** WRITTEN REQUEST **
Lines holding the string "components" are the ones to copy from this listing.
-- -- --
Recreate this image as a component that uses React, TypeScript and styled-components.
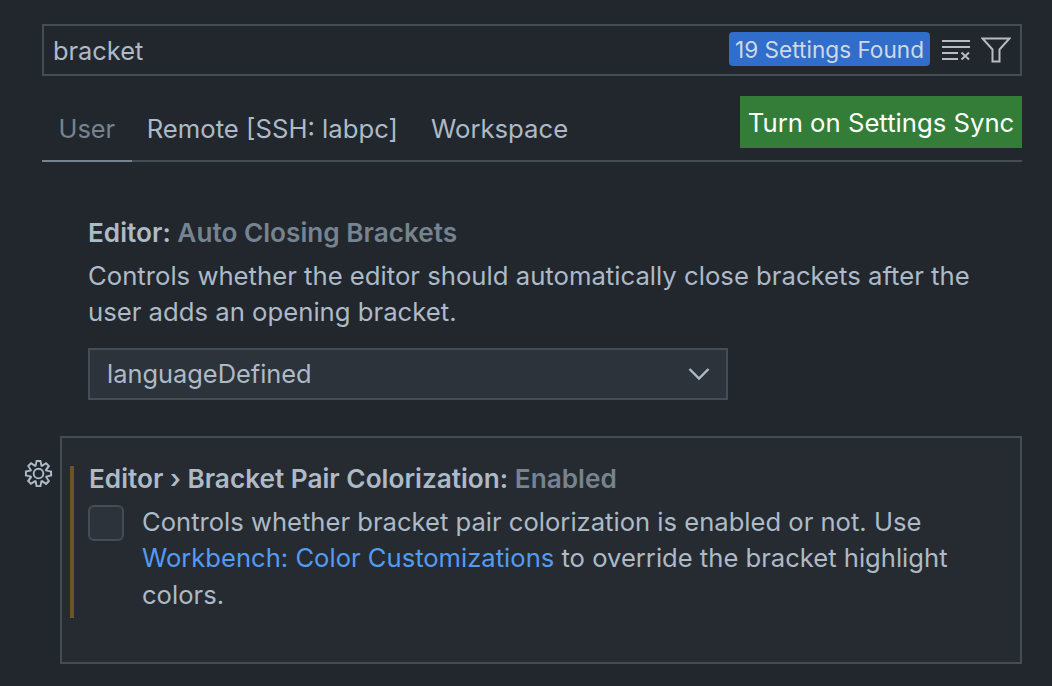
import React from "react";
import styled, { createGlobalStyle } from "styled-components";

const Global = createGlobalStyle`
  html, body { margin: 0; padding: 0; background: #22272e; }
  body { width: 1052px; height: 686px; overflow: hidden; font-family: Inter, "Liberation Sans", sans-serif; }
  * { box-sizing: border-box; }
`;

const Page = styled.div`
  width: 1052px;
  height: 686px;
  padding: 24px 30px 0 42px;
  display: flex;
  flex-direction: column;
  background: #22272e;
  color: #adbac7;
  font-size: 25.7px;
`;

const SearchBox = styled.div`
  height: 52px;
  border: 2px solid #444c56;
  display: flex;
  align-items: center;
  padding: 0 9px 0 9px;
`;
const SearchText = styled.span`
  flex: 1;
  color: #adbac7;
  font-size: 25.4px;
`;
const Badge = styled.span`
  height: 34px;
  width: 201px;
  margin-bottom: 2px;
  display: flex;
  align-items: center;
  justify-content: center;
  white-space: nowrap;
  border-radius: 4px;
  background: #316dca;
  color: #cdd9e5;
  font-size: 22.6px;
`;
const IconSlot = styled.span<{ $gap: number }>`
  display: flex;
  margin-left: ${(p) => p.$gap}px;
`;

const TabBar = styled.div`
  position: relative;
  height: 86px;
  display: flex;
  align-items: flex-end;
  border-bottom: 2px solid #444c56;
`;
const Tab = styled.div<{ $active?: boolean }>`
  height: 60px;
  margin-bottom: -2px;
  padding: 11px ${(p) => (p.$active ? "16.5px" : "18px")} 0 ${(p) => (p.$active ? "16.5px" : "15px")};
  color: ${(p) => (p.$active ? "#768390" : "#adbac7")};
  border-bottom: 2px solid ${(p) => (p.$active ? "#768390" : "transparent")};
  font-size: ${(p) => (p.$active ? "25.4px" : "25.7px")};
  white-space: nowrap;
`;
const SyncButton = styled.button`
  position: absolute;
  right: 0;
  top: 20px;
  width: 282px;
  height: 52px;
  border: 0;
  padding: 0;
  background: #347d39;
  color: #ffffff;
  font: 400 25.7px Inter, "Liberation Sans", sans-serif;
  line-height: 54px;
  white-space: nowrap;
`;

const Setting = styled.section`
  margin-left: 46px;
  margin-top: 54px;
`;
const Title = styled.div`
  font-weight: 600;
  font-size: 26.2px;
  line-height: 34px;
  color: #768390;
  white-space: nowrap;
`;
const TitleStrong = styled.span`
  color: #adbac7;
`;
const Description = styled.div`
  margin-top: 8px;
  line-height: 36px;
  color: #adbac7;
`;
const Select = styled.div`
  margin-top: 18px;
  width: 640px;
  height: 52px;
  display: flex;
  align-items: center;
  justify-content: space-between;
  padding: 0 16px 2px 17px;
  background: #2d333b;
  border: 2px solid #444c56;
  color: #adbac7;
  font-size: 25.4px;
`;
const Chevron = styled.svg`
  margin-top: 2px;
`;

const FocusedRow = styled.div`
  position: relative;
  margin: 36px 0 0 18px;
  height: 228px;
  border: 2px solid #444c56;
  background: #262b31;
  padding: 24px 20px 0 8px;
  display: flex;
`;
const GearSlot = styled.span`
  position: absolute;
  left: -39px;
  top: 20px;
  display: flex;
`;
const Accent = styled.div`
  width: 4px;
  height: 152px;
  margin-top: 4px;
  background: #6c5424;
  flex: none;
`;
const RowBody = styled.div`
  margin-left: 15px;
  flex: 1;
`;
const CheckRow = styled.div`
  display: flex;
  margin-top: 8px;
  margin-left: -1px;
`;
const Checkbox = styled.span`
  flex: none;
  width: 36px;
  height: 36px;
  margin-top: 1px;
  border: 2px solid #444c56;
  border-radius: 6px;
  background: #2d333b;
`;
const CheckText = styled.div`
  margin-left: 18px;
  font-size: 25.6px;
  line-height: 36.4px;
  color: #adbac7;
`;
const LinkText = styled.span`
  color: #539bf5;
`;

export default function App() {
  return (
    <Page>
      <Global />
      <SearchBox>
        <SearchText>bracket</SearchText>
        <Badge>19 Settings Found</Badge>
        <IconSlot $gap={11}>
          <svg width="30" height="24" viewBox="0 0 30 24" fill="none" stroke="#b5bcc3" strokeWidth="2">
            <path d="M1 3H29M1 9H29M1 15H17M1 21H17" />
            <path d="M20.5 14.5L28 21.5M28 14.5L20.5 21.5" />
          </svg>
        </IconSlot>
        <IconSlot $gap={10}>
          <svg width="30" height="26" viewBox="0 0 30 26" fill="none" stroke="#b5bcc3" strokeWidth="2">
            <path d="M1.5 1.5H28.5L18.5 12.5V24.5H11.5V12.5Z" />
          </svg>
        </IconSlot>
      </SearchBox>
      <TabBar>
        <Tab $active>User</Tab>
        <Tab>Remote [SSH: labpc]</Tab>
        <Tab>Workspace</Tab>
        <SyncButton>Turn on Settings Sync</SyncButton>
      </TabBar>
      <Setting>
        <Title>
          <TitleStrong>Editor: </TitleStrong>Auto Closing Brackets
        </Title>
        <Description>
          Controls whether the editor should automatically close brackets after the user adds an opening bracket.
        </Description>
        <Select>
          languageDefined
          <Chevron width="22" height="14" viewBox="0 0 22 14" fill="none" stroke="#adbac7" strokeWidth="2.4">
            <path d="M1.5 2L11 11.5L20.5 2" />
          </Chevron>
        </Select>
      </Setting>
      <FocusedRow>
        <GearSlot>
          <svg width="31" height="31" viewBox="0 0 16 16" fill="#adbac7">
            <path
              fillRule="evenodd"
              d="M9.1 4.4L8.6 2H7.4l-.5 2.4-.7.3-2-1.3-.9.8 1.3 2-.2.7-2.4.5v1.2l2.4.5.3.8-1.3 2 .8.8 2-1.3.8.3.4 2.3h1.2l.5-2.4.8-.3 2 1.3.8-.8-1.3-2 .3-.7 2.3-.5V7.4l-2.4-.5-.3-.8 1.3-2-.8-.8-2 1.3-.7-.2zM9.4 1l.5 2.4L12 2.1l2 2-1.4 2.1 2.4.4v2.8l-2.4.5L14 12l-2 2-2.1-1.4-.5 2.4H6.6l-.5-2.4L4 13.9l-2-2 1.4-2.1L1 9.4V6.6l2.4-.5L2.1 4l2-2 2.1 1.4.4-2.4h2.8zM8 10a2 2 0 1 0 0-4 2 2 0 0 0 0 4zm0 1a3 3 0 1 1 0-6 3 3 0 0 1 0 6z"
            />
          </svg>
        </GearSlot>
        <Accent />
        <RowBody>
          <Title>
            <TitleStrong>Editor › Bracket Pair Colorization: </TitleStrong>Enabled
          </Title>
          <CheckRow>
            <Checkbox />
            <CheckText>
              Controls whether bracket pair colorization is enabled or not. Use <LinkText>Workbench: Color Customizations</LinkText> to override the bracket highlight colors.
            </CheckText>
          </CheckRow>
        </RowBody>
      </FocusedRow>
    </Page>
  );
}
-- -- --
** RIGHT ANSWER **
Recreate this image as a component that uses React, TypeScript and styled-components.
import styled, { createGlobalStyle } from "styled-components";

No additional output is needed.